Online instructions:

1. 1.

   \(bC_4\) sets \(z_{j_c}=(x-u_{c})\mod q\) and sends \(z_1,\ldots ,z_m\) to \(bS_2\)

2. 2.

   \(bS_4\) computes \(w_j=g^{z_j}\) for \(j=1,\ldots ,m\)

   \(bS_2\) sends \(w_1,\ldots ,w_m\) to \(bC_2\)

3. 3.

   if \(w_{j_1}\ne v_{j_1}\) or \(w_{j_2}\ne v_{j_2}\) or \(\dots \) or \(w_{j_{c-1}}\ne v_{j_{c-1}}\) then

          \(bC_4\)returns: \(\perp \) and the protocol halts

   \(bC_4\) computes \(y=w_{j_c}* v_{c}\) and returns: y

A protocol \((fC_4,fS_4)\)with exponentially small security probability. Protocol \((fC_4,fS_4)\) consists of \(r=\lceil \lambda /\log (1/\epsilon _s)\rceil \) parallel executions of the basic protocol \((bC_4,bS_4)\), with the only additional modification that the output of \(fC_4\) is defined as y if in all \(\lambda \) parallel executions \(bC_1\) would return the same value y, or as failure symbol \(\perp \) otherwise (that is, if \(bC_4\) returns \(\perp \) in any one of the parallel executions, or two different values \(\ne \perp \) in any two of the parallel executions). This protocol satisfies correctness, privacy, security (with probability \(1/2^\lambda \)), and efficiency with complexity similar to those in \((fC_2,fS_2)\), with the notable difference that the number of online group multiplications by the client is reduced by a multiplicative factor of 2.

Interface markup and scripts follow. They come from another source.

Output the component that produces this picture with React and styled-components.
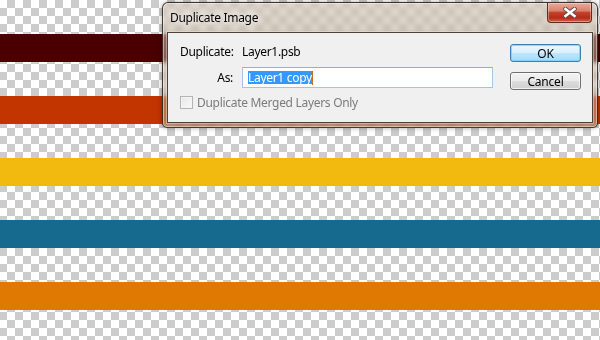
import React from 'react';
import styled, { createGlobalStyle } from 'styled-components';

const Global = createGlobalStyle`
  html, body { margin: 0; padding: 0; }
  body {
    width: 600px;
    height: 340px;
    overflow: hidden;
    font-family: "Noto Sans", "DejaVu Sans", sans-serif;
  }
`;

const Canvas = styled.div`
  position: relative;
  width: 600px;
  height: 340px;
  overflow: hidden;
  background: repeating-conic-gradient(#cccccc 0 25%, #ffffff 0 50%) -1px 0 / 16px 16px;
`;

const Stripes = styled.div`
  display: flex;
  flex-direction: column;
  gap: 34px;
  padding-top: 34px;
`;

const Stripe = styled.div`
  height: 28px;
  background: ${(p) => p.$color};
`;

const Window = styled.div`
  position: absolute;
  left: 162px;
  top: 2px;
  width: 436px;
  height: 126px;
  box-sizing: border-box;
  display: flex;
  flex-direction: column;
  padding: 0 4px 4px;
  border: 1px solid rgba(45, 30, 20, 0.85);
  border-radius: 6px 6px 5px 5px;
  background:
    linear-gradient(to top, rgba(140, 70, 35, 0.45) 0, rgba(170, 100, 60, 0.25) 5px, rgba(170, 100, 60, 0) 7px),
    linear-gradient(to bottom, rgba(255, 255, 255, 0.2), rgba(255, 255, 255, 0) 45%),
    rgba(185, 168, 145, 0.55);
  backdrop-filter: blur(2px);
  box-shadow: inset 0 0 0 1px rgba(255, 255, 255, 0.45), 0 0 5px rgba(0, 0, 0, 0.35);
`;

const TitleBar = styled.div`
  height: 29px;
  flex: none;
  display: flex;
  justify-content: space-between;
  align-items: center;
  padding-left: 3px;
  padding-right: 1px;
`;

const Title = styled.span`
  font-size: 12px;
  letter-spacing: -0.3px;
  color: #000;
  text-shadow: 0 0 6px rgba(255, 255, 255, 0.95), 0 0 10px rgba(255, 255, 255, 0.8);
`;

const CloseButton = styled.div`
  align-self: flex-start;
  width: 45px;
  height: 20px;
  box-sizing: border-box;
  display: flex;
  align-items: center;
  justify-content: center;
  border: 1px solid #5e2a22;
  border-top: none;
  border-radius: 0 0 4px 4px;
  background: linear-gradient(
    to bottom,
    #e8ab9b 0%,
    #d8806b 42%,
    #c6412a 50%,
    #b32e19 78%,
    #d2634b 100%
  );
  box-shadow: inset 0 0 0 1px rgba(255, 255, 255, 0.35);
`;

const Client = styled.div`
  flex: 1;
  display: flex;
  border: 1px solid #4d4138;
  background: #f0f0f0;
  box-shadow: 0 0 0 1px rgba(255, 255, 255, 0.35);
`;

const Form = styled.div`
  flex: 1;
  display: grid;
  grid-template-columns: 53px 251px;
  grid-template-rows: 16px 21px 14px;
  column-gap: 9px;
  row-gap: 7px;
  align-content: start;
  padding: 11px 0 0 12px;
  font-size: 12px;
  letter-spacing: -0.3px;
  color: #000;
`;

const Label = styled.span`
  text-align: right;
  white-space: nowrap;
  align-self: center;
  line-height: 16px;
`;

const Value = styled.span`
  align-self: center;
  line-height: 16px;
  white-space: nowrap;
`;

const Field = styled.div`
  box-sizing: border-box;
  height: 21px;
  display: flex;
  align-items: center;
  padding-left: 5px;
  background: #fff;
  border: 1px solid #a9c3df;
  border-top-color: #8fb0d6;
`;

const Selection = styled.span`
  background: #3399ff;
  color: #fff;
  line-height: 13px;
  white-space: nowrap;
`;

const Caret = styled.span`
  width: 1px;
  height: 14px;
  background: #cc6a1a;
`;

const CheckRow = styled.div`
  grid-column: 1 / -1;
  display: flex;
  align-items: center;
  gap: 4px;
  margin-top: 1px;
  color: #7b7b7b;
  white-space: nowrap;
`;

const CheckBox = styled.span`
  width: 13px;
  height: 13px;
  box-sizing: border-box;
  border: 1px solid #b4b4b4;
  background: linear-gradient(135deg, #e6e6e6, #fbfbfb);
  box-shadow: inset 0 0 0 1px #f4f4f4;
`;

const Buttons = styled.div`
  flex: none;
  width: 71px;
  display: flex;
  flex-direction: column;
  gap: 10px;
  padding-top: 11px;
  margin-right: 11px;
`;

const Button = styled.div`
  height: 18px;
  box-sizing: border-box;
  display: flex;
  align-items: center;
  justify-content: center;
  font-size: 12px;
  letter-spacing: -0.2px;
  color: #000;
  border-radius: 3px;
  border: 1px solid ${(p) => (p.$default ? '#3c7fb1' : '#707070')};
  background: ${(p) =>
    p.$default
      ? 'linear-gradient(to bottom, #eaf6fd 0%, #d9f0fc 50%, #bee6fd 51%, #a7d9f5 100%)'
      : 'linear-gradient(to bottom, #f2f2f2 0%, #ebebeb 50%, #dddddd 51%, #cfcfcf 100%)'};
  box-shadow: inset 0 0 0 1px
    ${(p) => (p.$default ? 'rgba(110, 210, 255, 0.8)' : 'rgba(255, 255, 255, 0.7)')};
`;

const CloseIcon = () => (
  <svg width="14" height="11" viewBox="0 0 14 11">
    <path d="M2.5 2 L11.5 9 M11.5 2 L2.5 9" stroke="#5b4b4b" strokeWidth="4.4" strokeLinecap="square" />
    <path d="M2.5 2 L11.5 9 M11.5 2 L2.5 9" stroke="#ffffff" strokeWidth="2.6" strokeLinecap="square" />
  </svg>
);

const stripes = ['#4a0000', '#c23400', '#f2b90f', '#156a8e', '#df7902'];

export default function App() {
  return (
    <>
      <Global />
      <Canvas>
        <Stripes>
          {stripes.map((c) => (
            <Stripe key={c} $color={c} />
          ))}
        </Stripes>
        <Window>
          <TitleBar>
            <Title>Duplicate Image</Title>
            <CloseButton>
              <CloseIcon />
            </CloseButton>
          </TitleBar>
          <Client>
            <Form>
              <Label>Duplicate:</Label>
              <Value>Layer1.psb</Value>
              <Label>As:</Label>
              <Field>
                <Selection>Layer1 copy</Selection>
                <Caret />
              </Field>
              <CheckRow>
                <CheckBox />
                <span>Duplicate Merged Layers Only</span>
              </CheckRow>
            </Form>
            <Buttons>
              <Button $default>OK</Button>
              <Button>Cancel</Button>
            </Buttons>
          </Client>
        </Window>
      </Canvas>
    </>
  );
}
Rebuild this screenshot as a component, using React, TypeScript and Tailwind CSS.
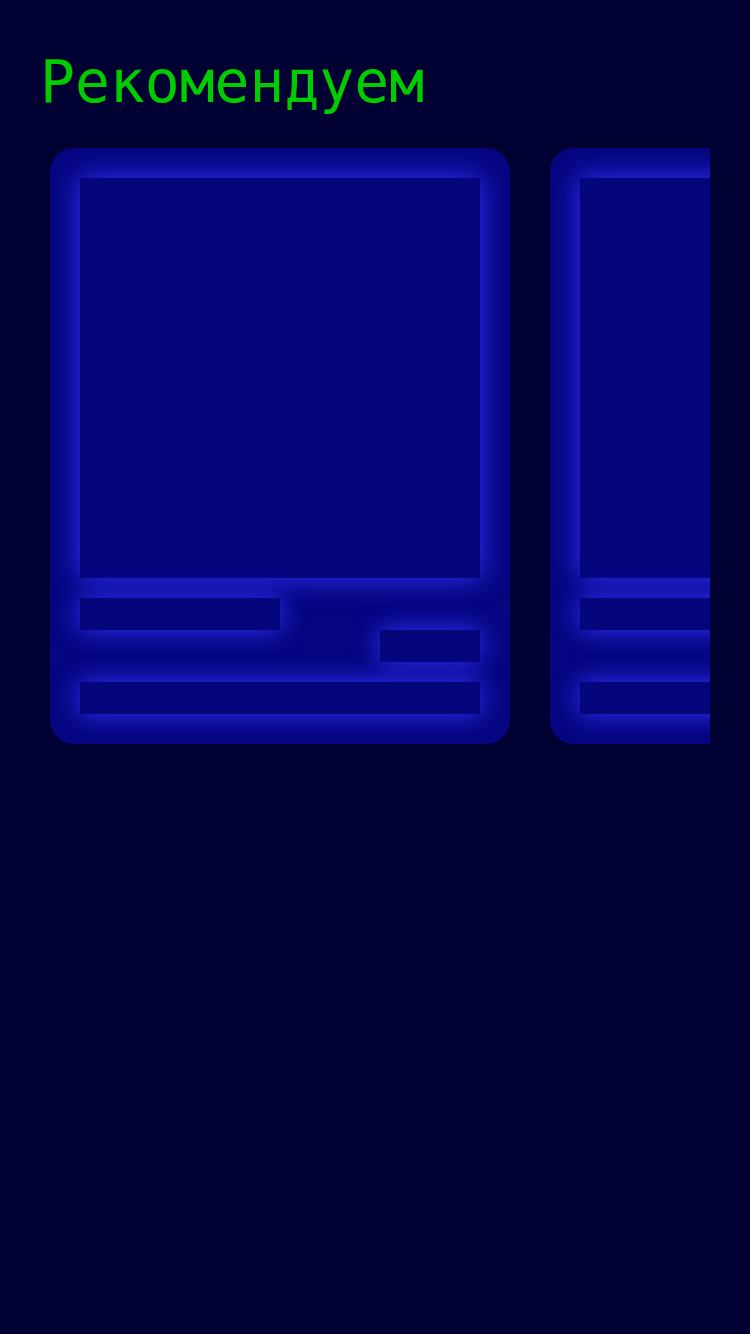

3.4 Software Implementation and Performance Results

We implemented our protocols in Sect. 3.3, choosing as example group the multiplicative group \((\mathbb {Z}_p^*,\cdot \mod p)\), for \(p=2q+1\), and p, q are large primes such that \(|p|=2048\).

Our implementation was carried out on a macOS High Sierra Version 10.13.4 laptop with 2.7 GHz Intel Core i5 processor with memory 8 GB 1867 MHz DDR3. The protocols were coded in Python 3.6 using the gmpy2 package.

The obtained performance data is grouped in two tables. Table 3 contains parameters \(c,m,\epsilon _s\), running times \(t_F,t_P,t_C,t_S\) and improvement ratio \(t_F/t_C\) for protocol \((bC_{3}, bS_{3})\) and protocol \((bC_{4}, bS_{4})\). Similarly, Table 4 contains parameters c, m, r, running times \(t_F,t_P,t_C,t_S\) and improvement ratio \(t_F/t_C\) for protocol \((fC_{3}, fS_{3})\) and protocol \((fC_{2}, fS_{2})\). Here, parameter r represents the number of parallel repetitions of \((bC_{3}, bS_{3})\) and \((bC_{4}, bS_{4})\) needed to get desired security probability \(\epsilon _s= 2^{-128}\) in protocols \((fC_{3}, fS_{3})\) and \((fC_{4}, fS_{4})\), respectively.

A software implementation of protocols in Sects. 3.1 and  3.2 is expected to produce very similar (and only slightly less efficient) performance results.

Table 3 Performance of Protocols \((bC_{3}, bS_{3})\) and \((bC_{4}, bS_{4})\) on 2048-bit input lengths

Table 4 Performance of Protocols \((fC_{3}, fS_{3})\) and \((fC_{4}, fS_{4})\), for \(\epsilon _s=2^{-128}\)

4 Conclusions

We studied the problem of a computationally weak client delegating group exponentiation to a single, possibly malicious, computationally powerful server, as originally left open in [28]. We solved this problem by two protocols that provably satisfy formal correctness, privacy (against adversaries of unlimited power), security (with exponentially small probability) and efficiency requirements, in a general class of multiplicative groups, including groups on which no quantum cryptanalysis attacks are currently known. Open problems include: (a) achieving better efficiency tradeoffs as done in [17] for discrete logarithm groups and in [18] for RSA groups, where similar improvements on the client’s online runtime were achieved with only constant overhead to server runtime and communication complexity; and (b) reducing the dependency of the offline computations on the number of delegated group exponentiation computations (in our protocols, as well as previous protocols in the literature, when delegating many group exponentiation computations, the complexity of the offline phase increases at least linearly with such computations).